** Instruction **
Print, word for word, every line from the beginning of the listing up to and including the line with "const hashes = (n: number) => '#'.repeat(n);". Pictures are to be excluded.

** Source excerpt **
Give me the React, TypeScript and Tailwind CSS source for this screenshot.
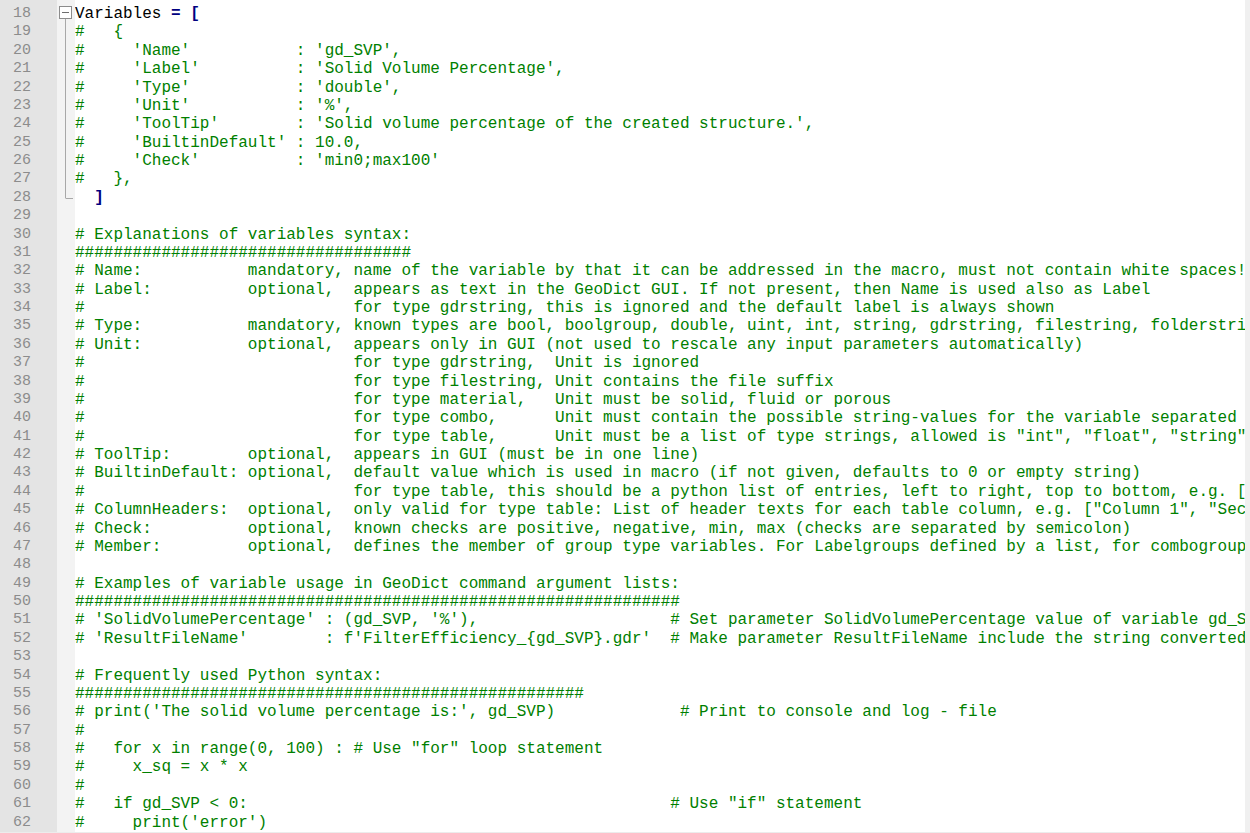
import React from 'react';

const pad = (s: string, col: number) => s.padEnd(col, ' ');

const hashes = (n: number) => '#'.repeat(n);

// comment lines from 19 to 62 (lines 18 and 28 are real code)
const comment: Record<number, string> = {
  19: '#   {',
  20: pad("#     'Name'", 23) + ": 'gd_SVP',",
  21: pad("#     'Label'", 23) + ": 'Solid Volume Percentage',",
  22: pad("#     'Type'", 23) + ": 'double',",
  23: pad("#     'Unit'", 23) + ": '%',",
  24: pad("#     'ToolTip'", 23) + ": 'Solid volume percentage of the created structure.',",
  25: pad("#     'BuiltinDefault'", 23) + ': 10.0,',
  26: pad("#     'Check'", 23) + ": 'min0;max100'",
  27: '#   },',
  30: '# Explanations of variables syntax:',
  31: hashes(35),
  32: pad('# Name:', 18) + 'mandatory, name of the variable by that it can be addressed in the macro, must not contain white spaces!',
  33: pad('# Label:', 18) + 'optional,  appears as text in the GeoDict GUI. If not present, then Name is used also as Label',
  34: pad('#', 29) + 'for type gdrstring, this is ignored and the default label is always shown',
  35: pad('# Type:', 18) + 'mandatory, known types are bool, boolgroup, double, uint, int, string, gdrstring, filestring, folderstring, material, combo, table',
  36: pad('# Unit:', 18) + 'optional,  appears only in GUI (not used to rescale any input parameters automatically)',
  37: pad('#', 29) + 'for type gdrstring,  Unit is ignored',
  38: pad('#', 29) + 'for type filestring, Unit contains the file suffix',
  39: pad('#', 29) + 'for type material,   Unit must be solid, fluid or porous',
  40: pad('#', 29) + 'for type combo,      Unit must contain the possible string-values for the variable separated by semicolon',
  41: pad('#', 29) + 'for type table,      Unit must be a list of type strings, allowed is "int", "float", "string", "bool"',
  42: pad('# ToolTip:', 18) + 'optional,  appears in GUI (must be in one line)',
  43: pad('# BuiltinDefault:', 18) + 'optional,  default value which is used in macro (if not given, defaults to 0 or empty string)',
  44: pad('#', 29) + 'for type table, this should be a python list of entries, left to right, top to bottom, e.g. [[1, 2], [3, 4]]',
  45: pad('# ColumnHeaders:', 18) + 'optional,  only valid for type table: List of header texts for each table column, e.g. ["Column 1", "Second Column"]',
  46: pad('# Check:', 18) + 'optional,  known checks are positive, negative, min, max (checks are separated by semicolon)',
  47: pad('# Member:', 18) + 'optional,  defines the member of group type variables. For Labelgroups defined by a list, for combogroups by a dict',
  49: '# Examples of variable usage in GeoDict command argument lists:',
  50: hashes(63),
  51: pad("# 'SolidVolumePercentage' : (gd_SVP, '%'),", 62) + '# Set parameter SolidVolumePercentage value of variable gd_SVP',
  52: pad("# 'ResultFileName'", 26) + ": f'FilterEfficiency_{gd_SVP}.gdr'  # Make parameter ResultFileName include the string converted value",
  54: '# Frequently used Python syntax:',
  55: hashes(53),
  56: pad("# print('The solid volume percentage is:', gd_SVP)", 63) + '# Print to console and log - file',
  57: '#',
  58: '#   for x in range(0, 100) : # Use "for" loop statement',
  59: '#     x_sq = x * x',
  60: '#',
  61: pad('#   if gd_SVP < 0:', 62) + '# Use "if" statement',
  62: "#     print('error')",
};

const lineNos = Array.from({ length: 45 }, (_, i) => 18 + i);

const CodeLine: React.FC<{ n: number }> = ({ n }) => {
  if (n === 18) {
    return (
      <div className="h-[18.375px]">
        <span className="text-black">Variables </span>
        <span className="font-bold text-[#000080]">=</span>
        <span className="text-black"> </span>
        <span className="font-bold text-[#000080]">[</span>
      </div>
    );
  }
  if (n === 28) {
    return (
      <div className="h-[18.375px]">
        {'  '}
        <span className="font-bold text-[#000080]">]</span>
      </div>
    );
  }
  return <div className="h-[18.375px] text-[#008000]">{comment[n] ?? ''}</div>;
};

const FoldMargin: React.FC = () => (
  <div className="w-[18px] shrink-0 bg-[#f3f3f3]">
    <svg width="18" height="210" viewBox="0 0 18 210">
      <rect x="2.5" y="6.5" width="12" height="12" fill="#ffffff" stroke="#8c8c8c" />
      <line x1="5" y1="12.5" x2="12" y2="12.5" stroke="#6e6e6e" />
      <line x1="8.5" y1="19" x2="8.5" y2="198" stroke="#a8a8a8" />
      <line x1="8.5" y1="198.5" x2="16" y2="198.5" stroke="#a8a8a8" />
    </svg>
  </div>
);

export default function App() {
  return (
    <div className="flex h-[833px] w-[1250px] flex-col overflow-hidden bg-white font-['Liberation_Mono','Courier_New',monospace]">
      <div className="flex min-h-0 flex-1">
        <div className="w-[57px] shrink-0 bg-[#e4e4e4] pt-[5px] pr-[26px] text-right text-[15px] text-[#8c8c8c]">
          {lineNos.map((n) => (
            <div key={n} className="h-[18.375px] leading-[18.375px]">
              {n}
            </div>
          ))}
        </div>
        <FoldMargin />
        <div className="min-w-0 flex-1 overflow-hidden whitespace-pre pt-[5px] text-[16px] leading-[18.375px]">
          {lineNos.map((n) => (
            <CodeLine key={n} n={n} />
          ))}
        </div>
        <div className="w-[5px] shrink-0 bg-[#f0f0f0]" />
      </div>
      <div className="h-[1px] shrink-0 bg-[#ececec]" />
    </div>
  );
}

** Full output **
Give me the React, TypeScript and Tailwind CSS source for this screenshot.
import React from 'react';

const pad = (s: string, col: number) => s.padEnd(col, ' ');

const hashes = (n: number) => '#'.repeat(n);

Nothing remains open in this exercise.